Haku: Memory and the Cost of Power

Haku’s dual existence as Yubaba’s apprentice and the spirit of the Kohaku River is a study in fragmentation. He remembers nothing of his past, yet his kindness to Chihiro is instinctual, a remnant of a forgotten bond. His stolen name represents a generational forgetting—rivers are paved over, spirits forgotten, and a civilization loses its way. Haku’s freedom, when it comes, is bittersweet; it requires Chihiro’s memory to restore him, underscoring the film’s insistence that relationships are the bridge between worlds.

No-Face: The Mirror of Loneliness

No-Face is arguably the most haunting creation. He speaks only through swallowed others, and his monstrous appetite is a direct response to the bathhouse’s transactional culture. He offers what he thinks others want, but he does not know himself. The scene where he grows violent yet remains eerily still is psychoanalytic cinema: a being of pure need, terrifying not because he is evil, but because he is empty. Chihiro’s refusal of his gold and her offer of friendship without condition become the film’s ethical core.

Yubaba and Zeniba: The Split Self

The twin sisters represent two faces of power: one domineering and mercenary, the other nurturing and wise. Miyazaki has stated that they were originally conceived as one character, but splitting them allowed a more nuanced portrayal of authority. Yubaba’s obsession with her giant baby, Boh, further reveals her vulnerability—her empire is built on control, yet she cannot let her child grow. Zeniba’s seaside home, where spinning and shared tea mend wounds, is the only space in the film governed by genuine generosity, suggesting that a different way of living is possible.

The Art of Visual Storytelling and Sound

Miyazaki’s world-building relies on a density of detail. The bathhouse is alive with background action: spirits of every shape, lanterns that move on their own, the multi-limbed tea servers. This visual overload mimics the overwhelming nature of a new job or a new culture, placing the viewer in Chihiro’s disoriented shoes. The film’s use of water as a motif—the river, the rain, the flooded tracks, the sea-swept railway—is a constant reminder of fluidity and the subconscious. Joe Hisaishi’s piano-driven score, particularly the piece “One Summer’s Day,” evokes nostalgia and loss without sentimentality, cementing the emotional landscape as much as any image. An analysis of Hisaishi’s approach notes how the music avoids underlining emotion directly, instead offering a parallel narrative that lets the audience feel their own way through the story.

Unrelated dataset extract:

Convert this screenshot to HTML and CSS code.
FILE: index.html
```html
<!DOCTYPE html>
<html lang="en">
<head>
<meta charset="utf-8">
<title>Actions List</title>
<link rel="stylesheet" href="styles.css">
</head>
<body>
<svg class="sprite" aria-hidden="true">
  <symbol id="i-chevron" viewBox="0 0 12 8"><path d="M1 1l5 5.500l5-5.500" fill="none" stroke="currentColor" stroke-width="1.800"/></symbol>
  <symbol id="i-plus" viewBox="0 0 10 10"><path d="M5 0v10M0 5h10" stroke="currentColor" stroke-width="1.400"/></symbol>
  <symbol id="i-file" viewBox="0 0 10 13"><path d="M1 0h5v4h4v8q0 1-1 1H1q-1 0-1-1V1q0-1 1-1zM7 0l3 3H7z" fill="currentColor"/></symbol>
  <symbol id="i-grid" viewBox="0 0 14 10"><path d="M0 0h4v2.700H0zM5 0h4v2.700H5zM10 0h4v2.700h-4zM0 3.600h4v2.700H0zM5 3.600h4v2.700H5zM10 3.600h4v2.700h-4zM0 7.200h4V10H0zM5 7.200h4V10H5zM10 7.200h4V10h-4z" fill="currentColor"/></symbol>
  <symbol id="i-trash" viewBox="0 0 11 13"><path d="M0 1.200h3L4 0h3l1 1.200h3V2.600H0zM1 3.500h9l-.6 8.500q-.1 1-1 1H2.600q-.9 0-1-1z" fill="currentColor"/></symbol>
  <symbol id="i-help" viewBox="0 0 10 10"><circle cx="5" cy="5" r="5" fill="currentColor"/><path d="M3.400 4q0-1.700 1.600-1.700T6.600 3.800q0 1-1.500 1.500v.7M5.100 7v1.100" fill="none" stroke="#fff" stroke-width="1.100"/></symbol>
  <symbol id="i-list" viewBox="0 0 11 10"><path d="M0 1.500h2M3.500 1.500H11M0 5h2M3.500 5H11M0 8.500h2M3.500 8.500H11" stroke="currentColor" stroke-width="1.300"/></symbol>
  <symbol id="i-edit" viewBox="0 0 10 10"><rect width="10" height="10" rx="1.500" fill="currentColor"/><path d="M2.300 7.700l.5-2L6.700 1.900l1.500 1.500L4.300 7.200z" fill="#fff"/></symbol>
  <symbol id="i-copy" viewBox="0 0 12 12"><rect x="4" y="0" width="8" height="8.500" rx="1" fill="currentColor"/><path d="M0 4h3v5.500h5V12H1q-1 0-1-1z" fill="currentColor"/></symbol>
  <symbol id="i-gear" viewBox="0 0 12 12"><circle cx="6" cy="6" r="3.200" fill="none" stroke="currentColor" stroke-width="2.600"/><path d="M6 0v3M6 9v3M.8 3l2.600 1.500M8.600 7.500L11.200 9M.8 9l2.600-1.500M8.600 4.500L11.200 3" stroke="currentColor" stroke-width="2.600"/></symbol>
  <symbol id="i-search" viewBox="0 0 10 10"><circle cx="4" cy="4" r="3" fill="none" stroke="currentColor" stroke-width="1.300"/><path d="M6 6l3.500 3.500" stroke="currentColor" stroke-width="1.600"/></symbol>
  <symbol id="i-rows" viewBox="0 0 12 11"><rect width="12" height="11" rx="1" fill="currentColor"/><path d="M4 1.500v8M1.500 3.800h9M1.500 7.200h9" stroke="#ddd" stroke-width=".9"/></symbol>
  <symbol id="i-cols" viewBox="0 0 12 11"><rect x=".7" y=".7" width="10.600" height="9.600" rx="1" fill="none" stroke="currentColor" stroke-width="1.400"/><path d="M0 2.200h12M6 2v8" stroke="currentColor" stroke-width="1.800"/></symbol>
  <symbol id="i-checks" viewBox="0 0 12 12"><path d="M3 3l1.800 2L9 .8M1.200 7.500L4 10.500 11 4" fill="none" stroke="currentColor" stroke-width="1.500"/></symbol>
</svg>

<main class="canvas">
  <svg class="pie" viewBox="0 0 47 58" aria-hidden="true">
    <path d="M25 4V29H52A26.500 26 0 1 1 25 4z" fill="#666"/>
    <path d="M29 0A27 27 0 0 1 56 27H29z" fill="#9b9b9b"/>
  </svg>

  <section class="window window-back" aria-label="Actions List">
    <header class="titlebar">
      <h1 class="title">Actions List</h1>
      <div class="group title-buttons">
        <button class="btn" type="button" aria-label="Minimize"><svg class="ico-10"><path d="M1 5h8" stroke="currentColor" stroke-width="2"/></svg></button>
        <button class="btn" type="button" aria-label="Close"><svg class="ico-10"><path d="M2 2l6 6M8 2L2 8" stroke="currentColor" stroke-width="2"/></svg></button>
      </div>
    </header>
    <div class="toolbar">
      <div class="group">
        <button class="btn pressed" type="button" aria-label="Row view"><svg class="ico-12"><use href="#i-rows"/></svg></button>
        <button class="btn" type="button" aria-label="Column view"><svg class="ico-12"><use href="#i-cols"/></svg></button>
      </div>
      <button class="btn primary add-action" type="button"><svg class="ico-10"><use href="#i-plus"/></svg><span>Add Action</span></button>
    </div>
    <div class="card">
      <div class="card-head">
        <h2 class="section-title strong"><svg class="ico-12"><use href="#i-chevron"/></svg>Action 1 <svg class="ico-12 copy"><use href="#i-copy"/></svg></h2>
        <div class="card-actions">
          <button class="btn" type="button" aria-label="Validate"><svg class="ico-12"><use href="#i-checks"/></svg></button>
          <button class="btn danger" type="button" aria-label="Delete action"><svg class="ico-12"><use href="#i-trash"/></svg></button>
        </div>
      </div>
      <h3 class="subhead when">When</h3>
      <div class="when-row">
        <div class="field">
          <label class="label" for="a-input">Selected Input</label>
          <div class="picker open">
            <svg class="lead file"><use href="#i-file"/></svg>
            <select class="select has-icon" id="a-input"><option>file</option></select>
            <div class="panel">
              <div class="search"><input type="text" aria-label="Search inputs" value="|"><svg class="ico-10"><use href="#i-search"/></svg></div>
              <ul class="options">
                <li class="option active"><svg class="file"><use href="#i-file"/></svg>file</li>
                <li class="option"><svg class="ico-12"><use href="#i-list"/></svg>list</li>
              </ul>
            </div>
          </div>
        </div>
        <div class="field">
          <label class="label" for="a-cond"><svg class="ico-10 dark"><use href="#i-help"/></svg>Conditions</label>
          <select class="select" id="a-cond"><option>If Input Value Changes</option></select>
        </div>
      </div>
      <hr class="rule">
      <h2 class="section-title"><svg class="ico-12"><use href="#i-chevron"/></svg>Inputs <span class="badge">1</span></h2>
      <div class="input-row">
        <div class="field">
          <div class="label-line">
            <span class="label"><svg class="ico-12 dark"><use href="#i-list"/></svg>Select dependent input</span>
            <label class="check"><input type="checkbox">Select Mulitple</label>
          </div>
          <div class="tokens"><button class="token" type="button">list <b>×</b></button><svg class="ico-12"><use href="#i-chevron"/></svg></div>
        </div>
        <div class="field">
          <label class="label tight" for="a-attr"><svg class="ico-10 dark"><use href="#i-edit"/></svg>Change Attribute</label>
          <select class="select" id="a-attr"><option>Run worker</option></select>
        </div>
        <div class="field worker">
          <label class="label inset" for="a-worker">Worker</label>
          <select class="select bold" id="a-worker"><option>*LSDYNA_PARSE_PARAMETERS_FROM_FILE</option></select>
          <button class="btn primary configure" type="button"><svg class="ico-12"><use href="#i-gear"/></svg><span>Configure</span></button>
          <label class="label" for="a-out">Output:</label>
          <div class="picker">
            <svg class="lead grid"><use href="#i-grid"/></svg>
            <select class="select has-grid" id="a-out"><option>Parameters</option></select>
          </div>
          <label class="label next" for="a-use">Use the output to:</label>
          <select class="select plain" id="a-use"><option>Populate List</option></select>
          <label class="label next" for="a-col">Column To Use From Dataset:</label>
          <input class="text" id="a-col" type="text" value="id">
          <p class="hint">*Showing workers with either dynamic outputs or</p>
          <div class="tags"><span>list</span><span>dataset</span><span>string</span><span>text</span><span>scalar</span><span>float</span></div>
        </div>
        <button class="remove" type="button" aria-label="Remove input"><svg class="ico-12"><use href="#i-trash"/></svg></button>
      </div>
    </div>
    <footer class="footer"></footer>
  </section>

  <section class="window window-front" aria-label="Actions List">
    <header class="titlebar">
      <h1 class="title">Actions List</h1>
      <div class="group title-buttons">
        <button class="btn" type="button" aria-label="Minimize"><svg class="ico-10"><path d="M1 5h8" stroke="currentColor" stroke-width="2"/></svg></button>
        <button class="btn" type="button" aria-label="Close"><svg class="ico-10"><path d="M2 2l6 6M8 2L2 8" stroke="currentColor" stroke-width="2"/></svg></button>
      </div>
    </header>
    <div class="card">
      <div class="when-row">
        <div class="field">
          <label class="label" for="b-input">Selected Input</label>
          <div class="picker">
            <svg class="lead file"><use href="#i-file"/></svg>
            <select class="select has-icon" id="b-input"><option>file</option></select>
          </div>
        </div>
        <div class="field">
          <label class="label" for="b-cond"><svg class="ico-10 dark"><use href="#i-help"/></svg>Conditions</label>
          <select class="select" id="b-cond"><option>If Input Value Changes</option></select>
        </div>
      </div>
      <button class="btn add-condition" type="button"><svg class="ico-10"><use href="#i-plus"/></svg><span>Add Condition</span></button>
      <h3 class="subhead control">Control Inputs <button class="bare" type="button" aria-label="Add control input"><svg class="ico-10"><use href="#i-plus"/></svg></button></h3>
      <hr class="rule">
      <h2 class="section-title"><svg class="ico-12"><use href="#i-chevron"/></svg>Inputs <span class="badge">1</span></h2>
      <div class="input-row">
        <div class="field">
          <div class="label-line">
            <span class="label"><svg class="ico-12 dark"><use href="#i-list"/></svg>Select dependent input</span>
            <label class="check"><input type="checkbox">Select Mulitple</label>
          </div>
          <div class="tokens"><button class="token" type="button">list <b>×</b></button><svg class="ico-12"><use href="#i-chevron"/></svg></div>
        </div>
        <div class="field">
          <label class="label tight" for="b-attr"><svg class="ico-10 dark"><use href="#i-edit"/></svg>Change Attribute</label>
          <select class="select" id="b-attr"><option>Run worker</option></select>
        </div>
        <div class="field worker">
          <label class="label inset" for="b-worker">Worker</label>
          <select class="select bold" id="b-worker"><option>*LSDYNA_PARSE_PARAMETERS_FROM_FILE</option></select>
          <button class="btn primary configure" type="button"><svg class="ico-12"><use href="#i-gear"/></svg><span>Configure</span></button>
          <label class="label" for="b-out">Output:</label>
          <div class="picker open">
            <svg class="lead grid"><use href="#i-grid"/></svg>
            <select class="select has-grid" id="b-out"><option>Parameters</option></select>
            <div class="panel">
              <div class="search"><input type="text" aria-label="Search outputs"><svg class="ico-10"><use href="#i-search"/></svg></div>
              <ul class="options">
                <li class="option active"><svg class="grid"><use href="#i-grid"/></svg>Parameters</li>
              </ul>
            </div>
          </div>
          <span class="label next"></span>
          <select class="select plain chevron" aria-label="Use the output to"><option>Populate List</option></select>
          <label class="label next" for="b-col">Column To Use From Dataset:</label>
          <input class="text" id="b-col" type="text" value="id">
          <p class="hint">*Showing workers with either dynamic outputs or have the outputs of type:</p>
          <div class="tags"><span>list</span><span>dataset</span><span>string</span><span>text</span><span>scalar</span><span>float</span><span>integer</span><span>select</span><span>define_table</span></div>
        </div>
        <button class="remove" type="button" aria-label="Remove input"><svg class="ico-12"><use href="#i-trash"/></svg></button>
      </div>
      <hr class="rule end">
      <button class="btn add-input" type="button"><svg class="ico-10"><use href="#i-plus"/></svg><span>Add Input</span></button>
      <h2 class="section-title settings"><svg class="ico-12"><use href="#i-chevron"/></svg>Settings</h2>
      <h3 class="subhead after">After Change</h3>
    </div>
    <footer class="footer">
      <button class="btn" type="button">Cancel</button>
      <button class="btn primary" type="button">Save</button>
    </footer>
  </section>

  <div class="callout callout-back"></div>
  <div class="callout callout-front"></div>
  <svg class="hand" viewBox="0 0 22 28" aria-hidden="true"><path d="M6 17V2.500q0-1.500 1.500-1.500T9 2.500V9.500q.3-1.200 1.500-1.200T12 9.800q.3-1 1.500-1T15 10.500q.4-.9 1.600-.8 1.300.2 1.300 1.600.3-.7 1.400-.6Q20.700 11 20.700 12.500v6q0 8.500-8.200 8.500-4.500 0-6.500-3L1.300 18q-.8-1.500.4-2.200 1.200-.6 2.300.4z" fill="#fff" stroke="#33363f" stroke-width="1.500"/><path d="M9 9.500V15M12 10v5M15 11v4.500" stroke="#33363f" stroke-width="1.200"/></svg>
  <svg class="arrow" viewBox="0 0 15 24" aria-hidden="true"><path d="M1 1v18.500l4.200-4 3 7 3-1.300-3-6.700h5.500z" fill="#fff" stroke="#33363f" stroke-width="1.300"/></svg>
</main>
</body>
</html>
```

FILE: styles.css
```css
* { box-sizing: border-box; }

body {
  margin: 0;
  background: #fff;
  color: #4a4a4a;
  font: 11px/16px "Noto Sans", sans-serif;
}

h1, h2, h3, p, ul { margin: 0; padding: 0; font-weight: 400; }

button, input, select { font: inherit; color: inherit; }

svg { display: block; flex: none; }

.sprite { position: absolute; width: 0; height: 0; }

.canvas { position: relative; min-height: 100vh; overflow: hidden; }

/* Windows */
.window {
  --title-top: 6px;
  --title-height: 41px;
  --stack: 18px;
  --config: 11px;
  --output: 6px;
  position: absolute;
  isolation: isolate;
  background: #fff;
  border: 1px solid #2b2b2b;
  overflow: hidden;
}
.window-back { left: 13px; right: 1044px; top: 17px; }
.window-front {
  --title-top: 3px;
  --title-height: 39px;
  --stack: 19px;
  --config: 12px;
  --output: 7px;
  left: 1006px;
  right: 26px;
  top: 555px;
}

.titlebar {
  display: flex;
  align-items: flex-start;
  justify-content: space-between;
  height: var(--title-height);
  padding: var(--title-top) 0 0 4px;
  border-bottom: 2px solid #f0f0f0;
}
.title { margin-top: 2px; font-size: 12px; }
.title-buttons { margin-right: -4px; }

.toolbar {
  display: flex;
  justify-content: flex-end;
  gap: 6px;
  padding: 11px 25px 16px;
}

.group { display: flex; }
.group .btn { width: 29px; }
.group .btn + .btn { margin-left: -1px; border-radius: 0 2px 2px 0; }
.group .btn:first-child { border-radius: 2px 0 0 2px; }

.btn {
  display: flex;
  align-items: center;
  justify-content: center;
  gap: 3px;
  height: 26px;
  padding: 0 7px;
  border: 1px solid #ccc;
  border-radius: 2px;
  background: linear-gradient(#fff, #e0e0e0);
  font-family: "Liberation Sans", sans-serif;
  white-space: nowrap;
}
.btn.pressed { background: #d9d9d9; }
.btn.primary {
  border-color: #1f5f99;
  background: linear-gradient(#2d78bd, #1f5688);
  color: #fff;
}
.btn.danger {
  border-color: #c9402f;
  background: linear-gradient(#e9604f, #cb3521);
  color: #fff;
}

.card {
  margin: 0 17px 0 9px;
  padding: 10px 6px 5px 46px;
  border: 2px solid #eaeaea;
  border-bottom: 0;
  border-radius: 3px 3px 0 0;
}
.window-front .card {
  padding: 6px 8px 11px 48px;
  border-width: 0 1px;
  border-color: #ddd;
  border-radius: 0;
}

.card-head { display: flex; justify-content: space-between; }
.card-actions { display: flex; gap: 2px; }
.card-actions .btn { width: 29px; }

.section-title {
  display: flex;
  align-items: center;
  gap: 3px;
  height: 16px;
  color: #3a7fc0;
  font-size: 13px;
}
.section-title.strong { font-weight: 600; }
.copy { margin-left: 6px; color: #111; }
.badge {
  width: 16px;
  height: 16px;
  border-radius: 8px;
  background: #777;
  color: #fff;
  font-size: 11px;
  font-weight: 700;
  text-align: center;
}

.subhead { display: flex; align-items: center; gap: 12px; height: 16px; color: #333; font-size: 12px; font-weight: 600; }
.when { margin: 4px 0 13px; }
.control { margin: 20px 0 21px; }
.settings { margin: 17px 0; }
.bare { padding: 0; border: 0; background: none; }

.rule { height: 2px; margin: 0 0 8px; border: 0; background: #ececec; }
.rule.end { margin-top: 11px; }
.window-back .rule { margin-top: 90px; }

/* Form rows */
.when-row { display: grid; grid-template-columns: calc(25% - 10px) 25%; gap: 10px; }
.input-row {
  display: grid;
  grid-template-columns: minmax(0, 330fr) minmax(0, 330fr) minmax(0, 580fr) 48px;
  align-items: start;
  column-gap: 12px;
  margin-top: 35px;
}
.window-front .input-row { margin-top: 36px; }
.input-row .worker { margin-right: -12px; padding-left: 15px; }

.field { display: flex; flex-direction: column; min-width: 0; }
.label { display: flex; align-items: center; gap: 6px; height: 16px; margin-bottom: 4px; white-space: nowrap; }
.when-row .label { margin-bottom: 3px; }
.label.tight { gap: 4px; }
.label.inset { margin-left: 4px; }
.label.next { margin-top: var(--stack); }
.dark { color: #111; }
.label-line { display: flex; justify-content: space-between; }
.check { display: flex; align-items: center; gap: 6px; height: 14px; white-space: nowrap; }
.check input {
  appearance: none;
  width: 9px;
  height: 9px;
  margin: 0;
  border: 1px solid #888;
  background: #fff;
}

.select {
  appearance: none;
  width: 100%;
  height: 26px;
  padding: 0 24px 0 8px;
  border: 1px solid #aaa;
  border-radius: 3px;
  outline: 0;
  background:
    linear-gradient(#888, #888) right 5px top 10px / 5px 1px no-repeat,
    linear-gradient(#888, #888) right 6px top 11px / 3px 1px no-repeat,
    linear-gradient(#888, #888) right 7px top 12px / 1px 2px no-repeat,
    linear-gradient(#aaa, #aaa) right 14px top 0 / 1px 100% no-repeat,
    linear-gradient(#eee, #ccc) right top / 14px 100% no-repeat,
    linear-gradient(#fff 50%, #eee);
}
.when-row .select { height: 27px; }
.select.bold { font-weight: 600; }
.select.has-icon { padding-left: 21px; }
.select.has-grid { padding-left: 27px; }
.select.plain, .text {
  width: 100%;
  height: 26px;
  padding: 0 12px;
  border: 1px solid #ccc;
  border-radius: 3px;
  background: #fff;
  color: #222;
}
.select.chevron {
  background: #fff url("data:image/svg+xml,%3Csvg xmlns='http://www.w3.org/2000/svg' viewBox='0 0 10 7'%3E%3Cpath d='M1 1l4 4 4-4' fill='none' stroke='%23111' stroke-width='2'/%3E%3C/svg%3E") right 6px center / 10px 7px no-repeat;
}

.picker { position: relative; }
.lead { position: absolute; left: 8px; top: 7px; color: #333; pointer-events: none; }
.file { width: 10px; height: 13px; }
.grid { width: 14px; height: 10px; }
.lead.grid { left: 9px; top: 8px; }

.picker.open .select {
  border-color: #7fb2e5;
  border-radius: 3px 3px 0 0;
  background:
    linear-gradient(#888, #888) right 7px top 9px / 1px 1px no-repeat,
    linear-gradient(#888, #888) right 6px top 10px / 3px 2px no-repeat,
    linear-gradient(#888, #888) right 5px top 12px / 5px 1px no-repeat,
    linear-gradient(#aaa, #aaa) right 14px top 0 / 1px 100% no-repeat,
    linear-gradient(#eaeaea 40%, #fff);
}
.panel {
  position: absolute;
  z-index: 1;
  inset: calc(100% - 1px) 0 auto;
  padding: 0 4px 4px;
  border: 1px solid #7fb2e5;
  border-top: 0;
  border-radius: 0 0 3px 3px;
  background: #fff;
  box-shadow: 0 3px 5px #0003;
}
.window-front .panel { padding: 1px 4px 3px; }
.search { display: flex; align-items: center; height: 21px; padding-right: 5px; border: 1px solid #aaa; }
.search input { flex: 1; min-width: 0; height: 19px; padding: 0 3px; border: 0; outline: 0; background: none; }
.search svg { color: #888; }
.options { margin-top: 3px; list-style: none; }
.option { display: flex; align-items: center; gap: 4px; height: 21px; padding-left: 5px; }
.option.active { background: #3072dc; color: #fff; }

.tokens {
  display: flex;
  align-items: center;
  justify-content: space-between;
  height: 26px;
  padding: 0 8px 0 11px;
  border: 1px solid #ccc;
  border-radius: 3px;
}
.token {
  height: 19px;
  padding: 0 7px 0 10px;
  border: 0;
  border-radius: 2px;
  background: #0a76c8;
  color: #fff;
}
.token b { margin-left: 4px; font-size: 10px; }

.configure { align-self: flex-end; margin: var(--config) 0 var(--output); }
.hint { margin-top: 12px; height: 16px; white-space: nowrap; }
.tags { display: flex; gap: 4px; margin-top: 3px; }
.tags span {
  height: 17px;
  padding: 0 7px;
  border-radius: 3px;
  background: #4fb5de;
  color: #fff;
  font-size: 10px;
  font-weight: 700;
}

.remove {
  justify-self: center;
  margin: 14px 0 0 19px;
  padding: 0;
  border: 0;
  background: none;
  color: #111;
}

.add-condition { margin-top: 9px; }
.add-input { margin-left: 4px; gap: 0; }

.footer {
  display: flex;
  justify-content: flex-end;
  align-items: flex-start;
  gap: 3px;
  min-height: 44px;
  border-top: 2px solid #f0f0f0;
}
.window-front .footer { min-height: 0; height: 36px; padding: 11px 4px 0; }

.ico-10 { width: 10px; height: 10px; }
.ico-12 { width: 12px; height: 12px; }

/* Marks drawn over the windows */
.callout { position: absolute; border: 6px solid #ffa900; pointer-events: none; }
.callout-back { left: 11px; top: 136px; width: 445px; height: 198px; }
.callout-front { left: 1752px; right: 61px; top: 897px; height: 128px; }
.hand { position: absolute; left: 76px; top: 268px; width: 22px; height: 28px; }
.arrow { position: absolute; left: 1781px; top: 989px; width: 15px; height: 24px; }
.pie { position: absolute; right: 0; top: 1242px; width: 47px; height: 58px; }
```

Practical Viewing Tips for Maximum Engagement

To honor the craft, watch the film in its original Japanese with subtitles. The voice acting—Rumi Hiiragi as Chihiro, Miyu Irino as Haku—carries subtleties of tone that dubbed versions often flatten. Use the best quality source available; the film’s hand-drawn animation and color palette deserve high resolution. Consider two passes: one to absorb the emotional journey, a second to note visual motifs, background details, and the use of silence. Keep a journal of scenes that unsettle or move you—these are often where personal interpretation blooms. After watching, discuss the film in a group. Different viewers notice different threads: the feminist reading of Chihiro’s labor, the economic allegory, the spiritual ecology. Finally, revisit Spirited Away after completing the full viewing order; the layers will reveal themselves anew.

The Legacy and Timeless Relevance

More than two decades later, Spirited Away remains astonishingly prescient. Its images have entered the global lexicon, and its Academy Award for Best Animated Feature—still the only non-English-language film to win in that category—testifies to its universal reach. The film’s lessons about resilience in the face of systems that seek to consume you, about remembering who you are when the world offers easy oblivion, only grow more urgent. The curated viewing order deepens this resonance: from the pastoral innocence of Totoro to the industrial rage of Mononoke, through Chihiro’s spiritual trial, and into the hopeful transformations of Howl and Ponyo, you witness an artist grappling with what it means to be human in an age of dislocation. This is not a retreat into fantasy; it is an education in seeing the spirit in everything, and a reminder that even the smallest act of kindness can cleanse a polluted world.

By approaching Spirited Away with this depth of context and a deliberate viewing sequence, you transform a simple movie night into a journey of personal discovery. The spirit world awaits—and once you have truly seen it, you will never look at the ordinary the same way again.